Evan strode into the dark room and flung back the curtains. “How much did you pay for this place?”
“Enough.” Abby set her suitcase on the threadbare carpet and glanced around the tiny cottage's living room. “Come on, it was a steal and you know it. It has a fireplace.”
“We only get a week together. I just wanted it to be someplace nice. Romantic. Not a … well, not here.”
“There's romantic and there's romantic,” Abby said. “The place isn't important. We are.”
“I know. I do. I'm just worried.” Evan checked his smart phone. “Six days, fifteen hours, and forty-two minutes before full moon. You know what happens then.”
Now rewrite it in two different ways, changing only the words of the dialogue, not the interstitial material. You may not change the overall intent of the dialogue, only the wording.
CHANGE #1
Evan is furious — but not with Abby. (Perhaps he's overt and straight-forward, or maybe he shows his anger through sarcasm, or maybe has another method.) Abby is on a hair-trigger herself but is trying to hold it together.

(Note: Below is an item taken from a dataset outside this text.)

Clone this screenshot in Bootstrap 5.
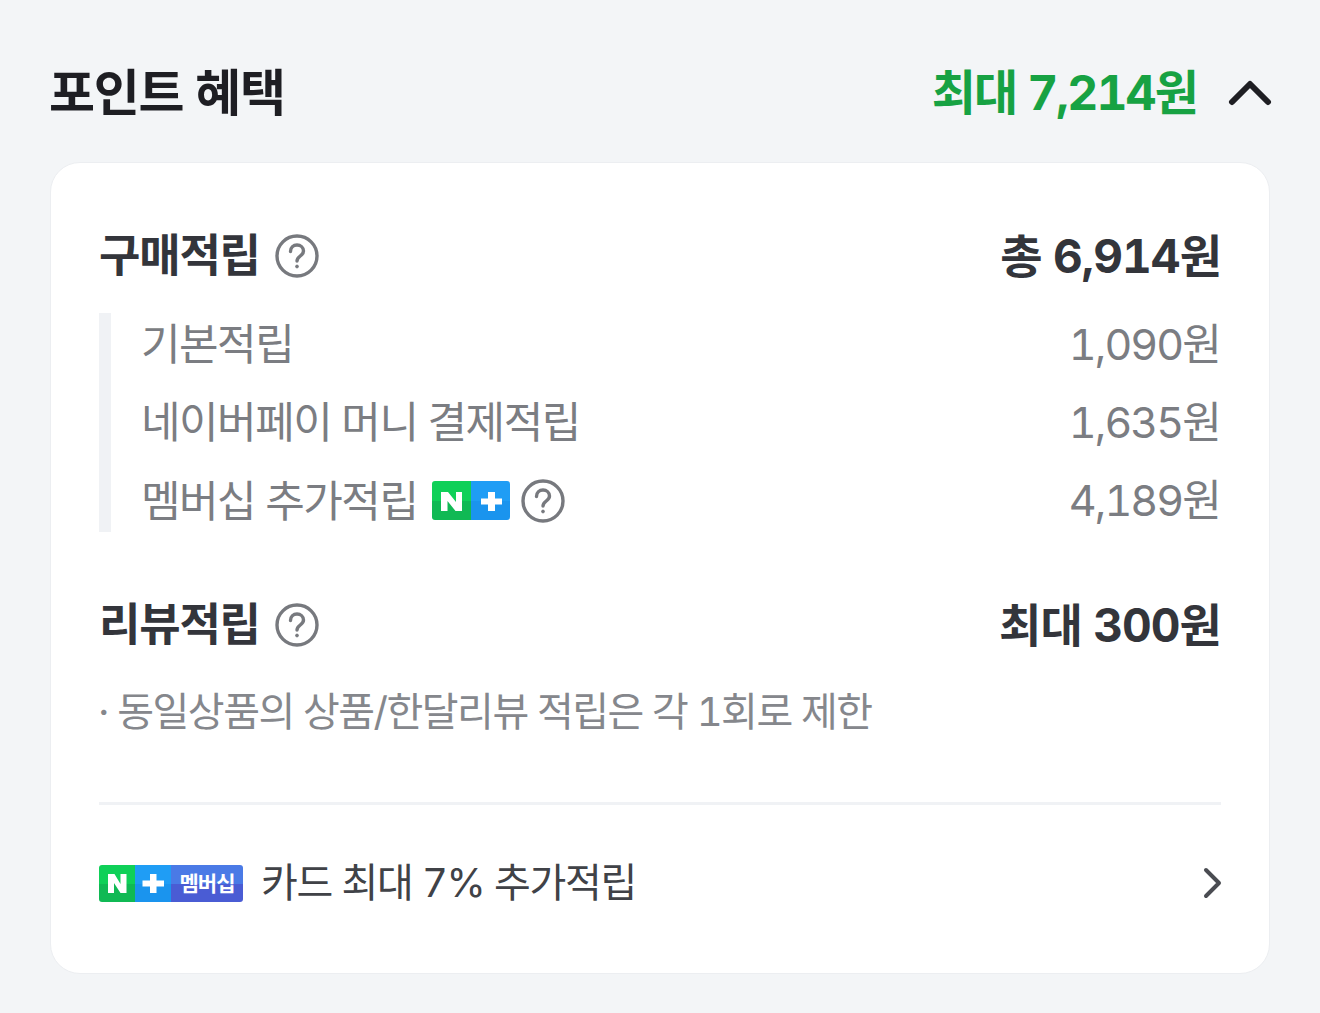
<!DOCTYPE html>
<html lang="ko">
<head>
<meta charset="UTF-8" />
<meta name="viewport" content="width=device-width, initial-scale=1" />
<title>포인트 혜택</title>
<link href="https://cdn.jsdelivr.net/npm/bootstrap@5.3.0/dist/css/bootstrap.min.css" rel="stylesheet">
<style>
  body { background: #f3f5f7; font-family: "Inter", "Noto Sans CJK KR", sans-serif; font-variant-numeric: tabular-nums; width: 1320px; height: 1013px; overflow: hidden; }
  .page-wrap { padding: 62px 50px 0; }
  .head-title { font-size: 50px; line-height: 60px; font-weight: 700; color: #1e1e23; letter-spacing: -1.3px; margin-left: -1px; }
  .head-sum { font-size: 48px; line-height: 62px; font-weight: 700; color: #17a243; letter-spacing: -1.9px; }
  .head-arrow { width: 46px; height: 28px; margin: 0 -3px 0 30px; }
  .benefit-box { margin-top: 38px; height: 812px; background: #fff; border: 1px solid #eceef1; border-radius: 30px; padding: 65px 48px 0; }
  .sec-title, .sec-sum { font-size: 45px; line-height: 56px; font-weight: 700; color: #33353b; letter-spacing: -1.2px; }
  .sec-sum { font-size: 46px; letter-spacing: -.95px; }
  .help-ico { width: 44px; height: 44px; flex: none; }
  .title-gap { gap: 15px; }
  .sub-list { margin-top: 29px; border-left: 12px solid #f0f2f5; padding-left: 30px; height: 219px; }
  .sub-row { height: 78px; font-size: 43px; color: #7b7d82; letter-spacing: -1.5px; line-height: 62px; }
  .sub-row:last-child { height: 63px; }
  .sub-sum { letter-spacing: -1.9px; margin-right: 1px; }
  .review-head { margin-top: 65px; }
  .review-note { margin-top: 33px; font-size: 40px; line-height: 52px; color: #85878c; letter-spacing: -1.5px; margin-left: -1px; }
  .box-line { margin-top: 64px; height: 3px; background: #f0f2f5; }
  .card-link-row { margin-top: 50px; font-size: 40px; line-height: 56px; color: #404247; letter-spacing: -1.3px; }
  .link-gap { gap: 18px; }
  .link-arrow { margin-right: -2px; }
  .np-small { width: 78px; height: 39px; margin-left: 15px; margin-right: 11px; }
  .np-wide { width: 144px; height: 37px; }
</style>
</head>
<body>
<div class="page-wrap">
  <div class="d-flex justify-content-between align-items-center">
    <div class="head-title">포인트 혜택</div>
    <div class="d-flex align-items-center">
      <span class="head-sum">최대 7,214원</span>
      <svg class="head-arrow" viewBox="0 0 46 28" fill="none" stroke="#1e1e23" stroke-width="6" stroke-linecap="round" stroke-linejoin="round"><path d="M5 23 L23 5 L41 23"/></svg>
    </div>
  </div>
  <div class="benefit-box">
    <div class="d-flex justify-content-between align-items-center">
      <div class="d-flex align-items-center title-gap">
        <span class="sec-title">구매적립</span>
        <svg class="help-ico" viewBox="0 0 44 44" fill="none" stroke="#77797e" stroke-width="3.4"><circle cx="22" cy="22" r="20"/><path d="M15.5 17.5c0-4 3-6.5 6.5-6.5s6.500 2.500 6.500 6c0 5-6.500 5-6.500 10" stroke-linecap="round"/><circle cx="22" cy="32.500" r="1.400" fill="#77797e" stroke-width="1"/></svg>
      </div>
      <span class="sec-sum">총 6,914원</span>
    </div>
    <div class="sub-list">
      <div class="sub-row d-flex justify-content-between"><span>기본적립</span><span class="sub-sum">1,090원</span></div>
      <div class="sub-row d-flex justify-content-between"><span>네이버페이 머니 결제적립</span><span class="sub-sum">1,635원</span></div>
      <div class="sub-row d-flex justify-content-between">
        <span class="d-flex align-items-center">멤버십 추가적립
          <svg class="np-small" viewBox="0 0 78 39"><defs><clipPath id="npa"><rect width="78" height="39" rx="3"/></clipPath></defs><g clip-path="url(#npa)"><rect width="39" height="20" fill="#0fd058"/><rect y="20" width="39" height="19" fill="#10b954"/><rect x="39" width="39" height="20" fill="#1f9df5"/><rect x="39" y="20" width="39" height="19" fill="#1a94ee"/></g><path d="M9 30V11h7l8 10V11h6v19h-6.500l-8-10v10z" fill="#fff"/><path d="M56 11h7v6.500h7v6h-7V30h-7v-6.500h-7v-6h7z" fill="#fff"/></svg>
          <svg class="help-ico" viewBox="0 0 44 44" fill="none" stroke="#77797e" stroke-width="3.4"><circle cx="22" cy="22" r="20"/><path d="M15.5 17.5c0-4 3-6.5 6.5-6.5s6.500 2.500 6.500 6c0 5-6.500 5-6.500 10" stroke-linecap="round"/><circle cx="22" cy="32.500" r="1.400" fill="#77797e" stroke-width="1"/></svg>
        </span>
        <span class="sub-sum">4,189원</span>
      </div>
    </div>
    <div class="review-head d-flex justify-content-between align-items-center">
      <div class="d-flex align-items-center title-gap">
        <span class="sec-title">리뷰적립</span>
        <svg class="help-ico" viewBox="0 0 44 44" fill="none" stroke="#77797e" stroke-width="3.4"><circle cx="22" cy="22" r="20"/><path d="M15.5 17.5c0-4 3-6.5 6.5-6.5s6.500 2.500 6.500 6c0 5-6.500 5-6.500 10" stroke-linecap="round"/><circle cx="22" cy="32.500" r="1.400" fill="#77797e" stroke-width="1"/></svg>
      </div>
      <span class="sec-sum">최대 300원</span>
    </div>
    <div class="review-note">· 동일상품의 상품/한달리뷰 적립은 각 1회로 제한</div>
    <div class="box-line"></div>
    <div class="card-link-row d-flex justify-content-between align-items-center">
      <span class="d-flex align-items-center link-gap">
        <svg class="np-wide" viewBox="0 0 144 37"><defs><clipPath id="npb"><rect width="144" height="37" rx="3"/></clipPath></defs><g clip-path="url(#npb)"><rect width="36" height="19" fill="#0fd058"/><rect y="19" width="36" height="18" fill="#10b954"/><rect x="36" width="36" height="19" fill="#1f9df5"/><rect x="36" y="19" width="36" height="18" fill="#1a94ee"/><rect x="72" width="72" height="19" fill="#4a7ae6"/><rect x="72" y="19" width="72" height="18" fill="#4a5cd4"/></g><path d="M9 28V9h6.500l6 10V9h6v19h-6l-6.500-10v10z" fill="#fff"/><path d="M51 9h6.500v6.500H65v6h-7.500V28H51v-6.500h-7.500v-6H51z" fill="#fff"/><text x="108" y="26" text-anchor="middle" font-family="Noto Sans CJK KR, sans-serif" font-size="21" font-weight="700" fill="#fff" letter-spacing="-1">멤버십</text></svg>
        <span>카드 최대 7% 추가적립</span>
      </span>
      <svg class="link-arrow" width="22" height="34" viewBox="0 0 22 34" fill="none" stroke="#4a4c52" stroke-width="4" stroke-linecap="round" stroke-linejoin="round"><path d="M5 4 L18 17 L5 30"/></svg>
    </div>
  </div>
</div>
<script src="https://cdn.jsdelivr.net/npm/bootstrap@5.3.0/dist/js/bootstrap.bundle.min.js"></script>
</body>
</html>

Also, Abby and Evan should speak differently from one another. Differentiate their dialogue choices in some way. Perhaps they're from different regions, or even different countries.
CHANGE #2
Evan is frightened of Abby. Abby is in control of this relationship and knows it. Continue to differentiate their word choices.
Now pick the version you like best and add several more dialogue exchanges.